Centro de Física de Materiales (CFM-MPC), Centro Mixto CSIC-UPV/EHU
Non-reciprocal transport effects have been proposed and observed in various structures, driven by the search for a superconducting diode, i.e. a superconducting device with a critical current dependent on the direction of the applied current. In the first part of this presentation, I will discuss the superconducting diode effect and its connections with other, hitherto unconnected phenomena such as the spin-galvanic effect, anomalous supercurrents, the superconducting helical phase, and magnetoelectric effects induced by isotropic spin-orbit coupling. I will show that besides broken time-reversal symmetry, a common feature of these effects is that they appear in systems with gyrotropic symmetry, realized on different scales [1,2].
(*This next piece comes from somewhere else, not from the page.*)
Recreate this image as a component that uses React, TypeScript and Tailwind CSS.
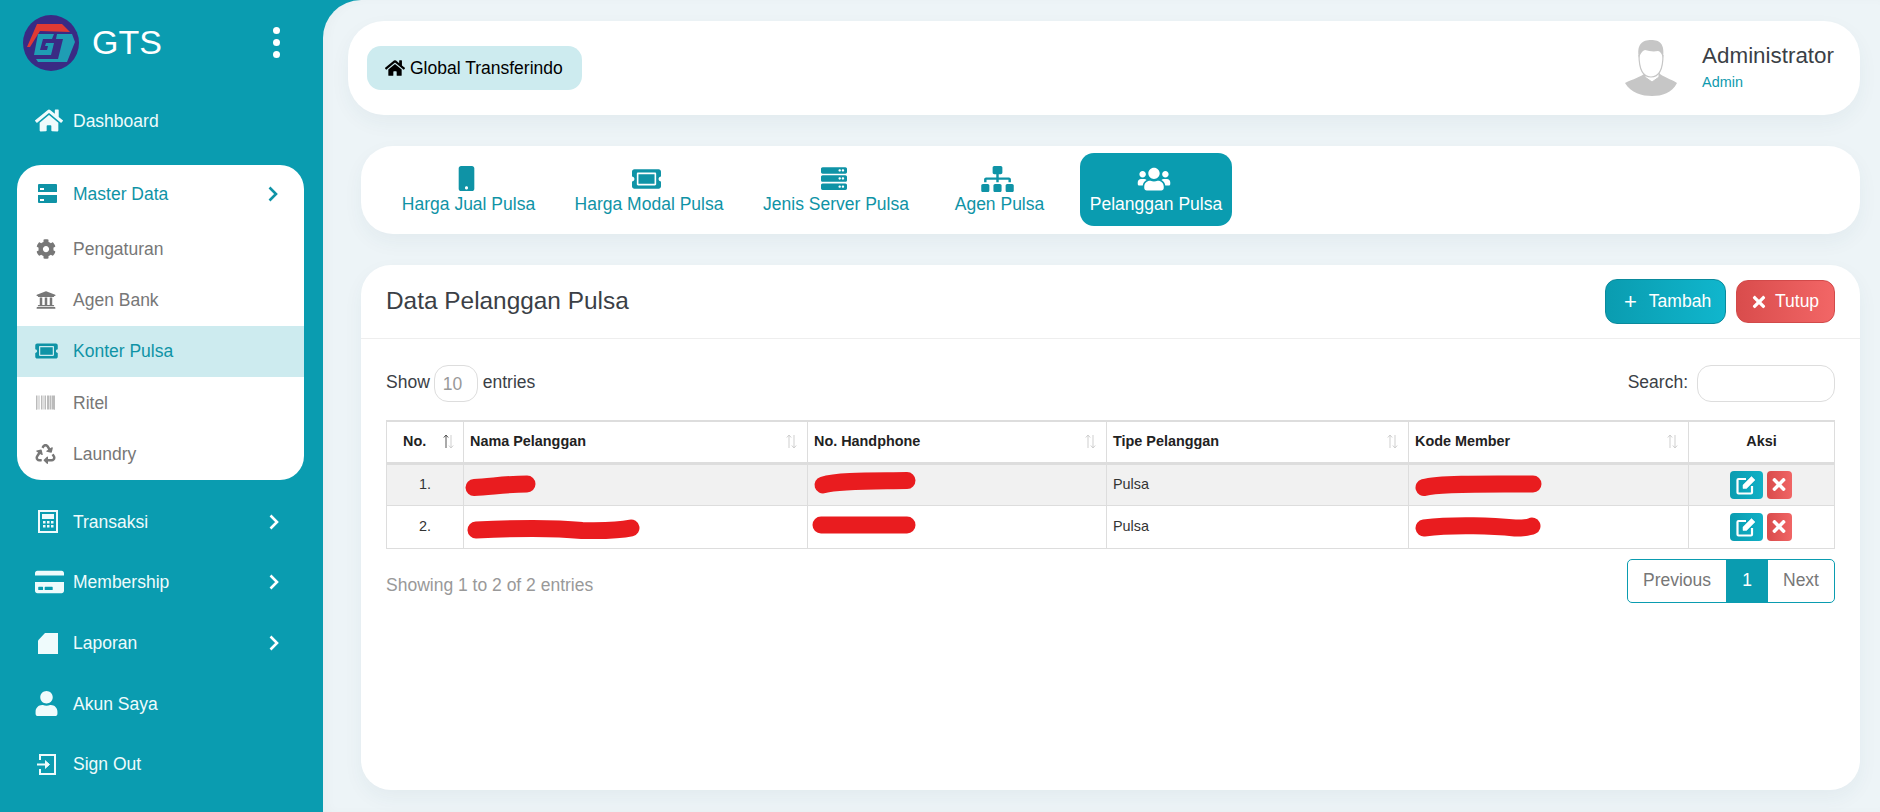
import type { ReactNode } from 'react'
import {
  FaHome, FaCog, FaUniversity, FaTicketAlt, FaBarcode, FaRecycle, FaCreditCard, FaUser,
  FaMobile, FaServer, FaSitemap, FaUsers, FaTimes,
} from 'react-icons/fa'

const HddIcon = () => (
  <svg viewBox="0 0 19 19" className="ml-[3px] w-[19px] h-[19px]" fill="currentColor">
    <path fillRule="evenodd" d="M1 0h17a1 1 0 0 1 1 1v7H0V1a1 1 0 0 1 1-1Zm1 4v2h4V4H2ZM0 11h19v7a1 1 0 0 1-1 1H1a1 1 0 0 1-1-1v-7Zm2 4v2h4v-2H2Z" />
  </svg>
)

const CalcIcon = () => (
  <svg viewBox="0 0 20 23" className="ml-[3px] w-[20px] h-[23px]" fill="currentColor">
    <path fillRule="evenodd" d="M0 0h20v23H0V0Zm2 2v19h16V2H2Z" />
    <path d="M4 4h12v5H4zM5 11h2.500v2.500H5zM9 11h2.500v2.500H9zM13 11h2.500v2.500H13zM5 15h2.500v2.500H5zM9 15h2.500v2.500H9zM13 15h2.500v2.500H13z" />
  </svg>
)

const NoteIcon = () => (
  <svg viewBox="0 0 20 21" className="ml-[3px] w-[20px] h-[21px]" fill="currentColor">
    <path d="M7 0h13v21H0V7.500L7 0Z" />
  </svg>
)

const SignOutIcon = () => (
  <svg viewBox="0 0 20 21" className="ml-[2px] w-[20px] h-[21px]" fill="none" stroke="currentColor" strokeWidth="2">
    <path d="M3 6V1h15v19H3v-5" />
    <path d="M0 10.500h11" />
    <path d="M8 6.500l4.500 4-4.500 4" fill="currentColor" strokeWidth="1" />
  </svg>
)

const EditIcon = () => (
  <svg viewBox="0 0 20 20" className="w-[20px] h-[20px]" fill="none" stroke="currentColor">
    <path d="M10 4H2.500a1 1 0 0 0-1 1v12.500a1 1 0 0 0 1 1H15a1 1 0 0 0 1-1V11" strokeWidth="2.200" />
    <path d="M7 10 15.500 1.500l3.500 3.500L10.500 13.500H7V10Z" fill="currentColor" strokeWidth="0.500" />
  </svg>
)

const Chevron = ({ className }: { className: string }) => (
  <svg viewBox="0 0 10 16" className={`ml-auto w-[10px] h-[16px] ${className}`} fill="none" stroke="currentColor" strokeWidth="2.600">
    <path d="M1.500 1.500 8 8l-6.500 6.500" />
  </svg>
)

const Logo = () => (
  <svg viewBox="0 0 56 56" className="w-[56px] h-[56px] shrink-0">
    <circle cx="28" cy="28" r="28" fill="#3a2a84" />
    <path d="M4 32 14 9h25l8 8-30-1L7 32Z" fill="#e03a33" />
    <path d="M15 19h16l-2 5H20l-3 11h7l1-4h-3l1-3h8l-3 12H11Z" fill="#1f9db4" />
    <path d="M34 19h15l3 8-8 20H15l-2-3h22l5-20h-7Z" fill="#1f9db4" />
  </svg>
)

const Avatar = () => (
  <svg viewBox="0 0 75 70" className="w-[75px] h-[70px] shrink-0">
    <path d="M10 50c8-4 16-6 20-10l7 8 7-8c4 4 12 6 18 10-5 10-15 13-25 13S16 60 10 50Z" fill="#c6c6c6" />
    <path d="M30 38v6l7 5 7-5v-6" fill="#fff" stroke="#c6c6c6" strokeWidth="1" />
    <path d="M24 22c0 17 6 22 12 22s12-5 12-22" fill="#fff" stroke="#c6c6c6" strokeWidth="1.200" />
    <path d="M24 25C21 11 28 7 36 7c9 0 14 4 12 18-1-4-3-7-5-7-5 1-9 0-13-1-3 1-5 4-6 8Z" fill="#c6c6c6" />
  </svg>
)

const SortArrows = ({ up = '#cfcfcf' }: { up?: string }) => (
  <svg viewBox="0 0 11 15" className="w-[11px] h-[15px] shrink-0" fill="none" strokeWidth="1">
    <path d="M3 14V1M.800 3.500 3 1l2.200 2.500" stroke={up} />
    <path d="M8 1v13M5.800 11.500 8 14l2.200-2.500" stroke="#cfcfcf" />
  </svg>
)

// coretan merah yang menutupi data pelanggan
const Scribble = ({ w, h, d, className }: { w: number; h: number; d: string; className: string }) => (
  <svg width={w} height={h} viewBox={`0 0 ${w} ${h}`} className={`block overflow-visible ${className}`} fill="none" stroke="#e91c1f" strokeWidth="17" strokeLinecap="round">
    <path d={d} />
  </svg>
)

type NavItem = { label: string; icon: ReactNode; arrow?: boolean }

const mainTop: NavItem = { label: 'Dashboard', icon: <FaHome className="w-[28px] h-[25px]" /> }

const masterItems: (NavItem & { active?: boolean })[] = [
  { label: 'Pengaturan', icon: <FaCog className="ml-[1px] w-[20px] h-[20px]" /> },
  { label: 'Agen Bank', icon: <FaUniversity className="ml-[1px] w-[20px] h-[20px]" /> },
  { label: 'Konter Pulsa', icon: <FaTicketAlt className="w-[23px] h-[20px]" />, active: true },
  { label: 'Ritel', icon: <FaBarcode className="w-[21px] h-[19px] text-[#999]" /> },
  { label: 'Laundry', icon: <FaRecycle className="w-[21px] h-[20px]" /> },
]

const bottomItems: NavItem[] = [
  { label: 'Transaksi', icon: <CalcIcon />, arrow: true },
  { label: 'Membership', icon: <FaCreditCard className="w-[29px] h-[26px]" />, arrow: true },
  { label: 'Laporan', icon: <NoteIcon />, arrow: true },
  { label: 'Akun Saya', icon: <FaUser className="w-[23px] h-[25px]" /> },
  { label: 'Sign Out', icon: <SignOutIcon /> },
]

const tabs = [
  { label: 'Harga Jual Pulsa', icon: <FaMobile className="w-[17px] h-[25px]" />, width: 'w-[153px]' },
  { label: 'Harga Modal Pulsa', icon: <FaTicketAlt className="w-[29px] h-[26px]" />, width: 'w-[168px]' },
  { label: 'Jenis Server Pulsa', icon: <FaServer className="w-[26px] h-[27px]" />, width: 'w-[166px]' },
  { label: 'Agen Pulsa', icon: <FaSitemap className="w-[33px] h-[26px]" />, width: 'w-[121px]' },
  { label: 'Pelanggan Pulsa', icon: <FaUsers className="w-[34px] h-[26px]" />, width: 'w-[152px]', active: true },
]

const columns = [
  { label: 'Nama Pelanggan', width: 'w-[344px]' },
  { label: 'No. Handphone', width: 'w-[299px]' },
  { label: 'Tipe Pelanggan', width: 'w-[302px]' },
  { label: 'Kode Member', width: 'w-[280px]' },
]

const rows = [
  {
    no: '1.',
    striped: true,
    height: 'h-[42px]',
    name: <Scribble w={71} h={19} d="M9 11.500C25 11 40 8 62 8" className="ml-[1px] mt-[2px]" />,
    phone: <Scribble w={102} h={21} d="M9 13C25 8 60 9 93 8.500" className="ml-[6px] -mt-[4px]" />,
    code: <Scribble w={127} h={19} d="M9 11.500C25 7 80 8 118 8" className="ml-[6px] mt-[2px]" />,
  },
  {
    no: '2.',
    striped: false,
    height: 'h-[43px]',
    name: <Scribble w={173} h={19} d="M9 11C50 9 90 9 115 11.500 140 12 155 11 164 9" className="ml-[3px] mt-[4px]" />,
    phone: <Scribble w={104} h={16} d="M9 8H95" className="ml-[4px] -mt-[3px]" />,
    code: <Scribble w={126} h={19} d="M9 11C40 7 80 9 100 11 110 11 115 10 117 9" className="ml-[6px]" />,
  },
]

const NavRow = ({ item }: { item: NavItem }) => (
  <div className="flex h-[60.7px] items-center pl-[35px] pr-[44px] text-[#effbfc]">
    <div className="flex w-[38px] shrink-0 items-center">{item.icon}</div>
    <span>{item.label}</span>
    {item.arrow && <Chevron className="text-white" />}
  </div>
)

export default function App() {
  return (
    <div className="flex h-[812px] w-[1880px] overflow-hidden bg-[#0a9cb0] font-['Liberation_Sans',Arial,sans-serif] text-[17.5px]">
      {/* Sidebar */}
      <aside className="w-[323px] shrink-0">
        <div className="flex h-[90.500px] items-start pl-[23px] pr-[43px] pt-[15px]">
          <Logo />
          <span className="ml-[13px] mt-[7px] text-[34px] leading-[40px] text-white">GTS</span>
          <div className="ml-auto mt-[12px] flex flex-col gap-[5px]">
            <span className="h-[7px] w-[7px] rounded-full bg-white" />
            <span className="h-[7px] w-[7px] rounded-full bg-white" />
            <span className="h-[7px] w-[7px] rounded-full bg-white" />
          </div>
        </div>
        <NavRow item={mainTop} />
        <div className="mx-[17px] mt-[13.800px] w-[287px] overflow-hidden rounded-[24px] bg-white">
          <div className="flex h-[58px] items-center pl-[18px] pr-[26px] text-[#0f93a6]">
            <div className="flex w-[38px] shrink-0 items-center"><HddIcon /></div>
            <span>Master Data</span>
            <Chevron className="text-[#0f93a6]" />
          </div>
          {masterItems.map(m => (
            <div
              key={m.label}
              className={`flex h-[51.4px] items-center pl-[18px] ${m.active ? 'bg-[#cdebef] text-[#0f93a6]' : 'text-[#777]'}`}
            >
              <div className="flex w-[38px] shrink-0 items-center">{m.icon}</div>
              <span>{m.label}</span>
            </div>
          ))}
        </div>
        <div className="mt-[11.500px]">
          {bottomItems.map(b => <NavRow key={b.label} item={b} />)}
        </div>
      </aside>

      {/* Content */}
      <main className="min-w-0 flex-1 rounded-tl-[38px] bg-[#edf4f7] pl-[25px] pr-[20px] pt-[21px] shadow-[inset_6px_0_10px_rgba(0,0,0,0.02)]">
        <header className="flex h-[94px] items-center justify-between rounded-[36px] bg-white pl-[19px] pr-[26px] shadow-[0_8px_20px_rgba(40,80,100,0.05)]">
          <div className="flex h-[44px] w-[215px] items-center rounded-[14px] bg-[#cdebef] pl-[18px] text-black">
            <FaHome className="mr-[5px] h-[18px] w-[20px]" />
            Global Transferindo
          </div>
          <div className="flex items-center">
            <Avatar />
            <div className="ml-[12px] -mt-[2px]">
              <div className="text-[22.4px] leading-[26px] text-[#3b3f46]">Administrator</div>
              <div className="mt-[4px] text-[14.4px] leading-[18px] text-[#0f9aae]">Admin</div>
            </div>
          </div>
        </header>

        <nav className="ml-[13px] mt-[31px] flex h-[88px] items-start gap-[20px] rounded-[32px] bg-white pl-[31px] pt-[7px] shadow-[0_8px_20px_rgba(40,80,100,0.05)]">
          {tabs.map(t => (
            <div
              key={t.label}
              className={`flex h-[73px] flex-col items-center rounded-[14px] pt-[12px] ${t.width} ${t.active ? 'bg-[#0a9cb0] text-white' : 'text-[#0f93a6]'}`}
            >
              <div className="flex h-[27px] items-center pr-[5px]">{t.icon}</div>
              <span className="mt-[2px] leading-[20px]">{t.label}</span>
            </div>
          ))}
        </nav>

        <section className="ml-[13px] mt-[31px] h-[525px] rounded-[30px] bg-white shadow-[0_8px_20px_rgba(40,80,100,0.05)]">
          <div className="flex h-[74px] items-center justify-between border-b border-[#eeeeee] pl-[25px] pr-[25px]">
            <h2 className="text-[24.4px] text-[#3b3f46]">Data Pelanggan Pulsa</h2>
            <div className="flex items-center gap-[10px]">
              <button className="flex h-[45px] w-[121px] items-center rounded-[12px] border border-[#0a8a9c] bg-linear-to-r from-[#0a9cb0] to-[#10b6cd] pl-[18px] text-white">
                <span className="mr-[12px] text-[22px] font-light leading-none">+</span>
                Tambah
              </button>
              <button className="flex h-[43px] w-[99px] items-center rounded-[12px] border border-[#d24a4a] bg-linear-to-r from-[#d94c4c] to-[#f26666] pl-[15px] text-white">
                <FaTimes className="mr-[9px] h-[18px] w-[14px]" />
                Tutup
              </button>
            </div>
          </div>

          <div className="px-[25px] pt-[26px]">
            <div className="flex h-[37px] items-center justify-between text-[#3b3f46]">
              <div className="flex items-center">
                <span className="-mt-[2px]">Show</span>
                <div className="ml-[4px] mr-[5px] flex h-[37px] w-[44px] items-center rounded-[14px] border border-[#dddddd] pl-[8px] pt-[1px] text-[#999]">10</div>
                <span className="-mt-[2px]">entries</span>
              </div>
              <div className="flex items-center">
                <span className="-mt-[2px]">Search:</span>
                <input className="ml-[9px] h-[37px] w-[138px] rounded-[14px] border border-[#dddddd] bg-white" />
              </div>
            </div>

            <table className="mt-[18px] w-[1449px] table-fixed border-collapse text-[14.4px]">
              <thead>
                <tr className="h-[42px] border-b-[3px] border-t-2 border-[#dddddd] text-[#222]">
                  <th className="w-[77px] border-x border-[#dddddd] p-0 font-bold">
                    <div className="flex items-center justify-between pl-[16px] pr-[9px]">
                      No.
                      <SortArrows up="#555" />
                    </div>
                  </th>
                  {columns.map(c => (
                    <th key={c.label} className={`border-x border-[#dddddd] p-0 text-left font-bold ${c.width}`}>
                      <div className="flex items-center justify-between pl-[6px] pr-[10px]">
                        {c.label}
                        <SortArrows />
                      </div>
                    </th>
                  ))}
                  <th className="border-x border-[#dddddd] p-0 text-center font-bold">Aksi</th>
                </tr>
              </thead>
              <tbody className="text-[#333]">
                {rows.map(r => (
                  <tr key={r.no} className={`border-b border-[#dddddd] ${r.height} ${r.striped ? 'bg-[#f1f1f1]' : 'bg-white'}`}>
                    <td className="border-x border-[#dddddd] p-0 text-center">{r.no}</td>
                    <td className="border-x border-[#dddddd] p-0">{r.name}</td>
                    <td className="border-x border-[#dddddd] p-0">{r.phone}</td>
                    <td className="border-x border-[#dddddd] p-0 pl-[6px]">Pulsa</td>
                    <td className="border-x border-[#dddddd] p-0">{r.code}</td>
                    <td className="border-x border-[#dddddd] p-0">
                      <div className="flex items-center justify-center gap-[4px] pr-[2px]">
                        <span className="flex h-[28px] w-[33px] items-center justify-center rounded-[4px] bg-linear-to-r from-[#0a9cb0] to-[#10b0c6] text-white">
                          <EditIcon />
                        </span>
                        <span className="flex h-[28px] w-[25px] items-center justify-center rounded-[4px] bg-linear-to-r from-[#d94c4c] to-[#f06565] text-white">
                          <FaTimes className="h-[19px] w-[14px]" />
                        </span>
                      </div>
                    </td>
                  </tr>
                ))}
              </tbody>
            </table>

            <div className="mt-[10px] flex items-start justify-between">
              <span className="mt-[16px] text-[#999] leading-[20px]">Showing 1 to 2 of 2 entries</span>
              <div className="flex h-[44px] w-[208px] overflow-hidden rounded-[5px] border border-[#0a9cb0] text-[#777]">
                <span className="flex w-[98px] items-center justify-center">Previous</span>
                <span className="flex w-[42px] items-center justify-center bg-[#0a9cb0] text-white">1</span>
                <span className="flex flex-1 items-center justify-center">Next</span>
              </div>
            </div>
          </div>
        </section>
      </main>
    </div>
  )
}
In the second part, I will present an effective low-energy field theory that offers a unified description of transport in diffusive normal and superconducting metals with generic spin-orbit coupling, based solely on fundamental symmetry constraints [3]. I will place a particular focus on magnetoelectric and non-reciprocal effects. In light of this theoretical framework, I will discuss some predictions and recent experimental findings [4].
References
[1] T. Kokkeler, I. V. Tokatly, and F. S. Bergeret, SciPost 16, 055 (2024).
[2] W.-Y. He and K. T. Law, Phys. Rev. Res. 2, 012073 (2020).
[3] T. Kokkeler, F. S. Bergeret, and I. V. Tokatly, arXiv preprint arXiv:2405.06334 (2024).
[4] S. Ilic,P. Virtanen, D. Crawford, T. T. Heikkilä, and F. S. Bergeret, arXiv preprint arXiv:2406.17046 (2024).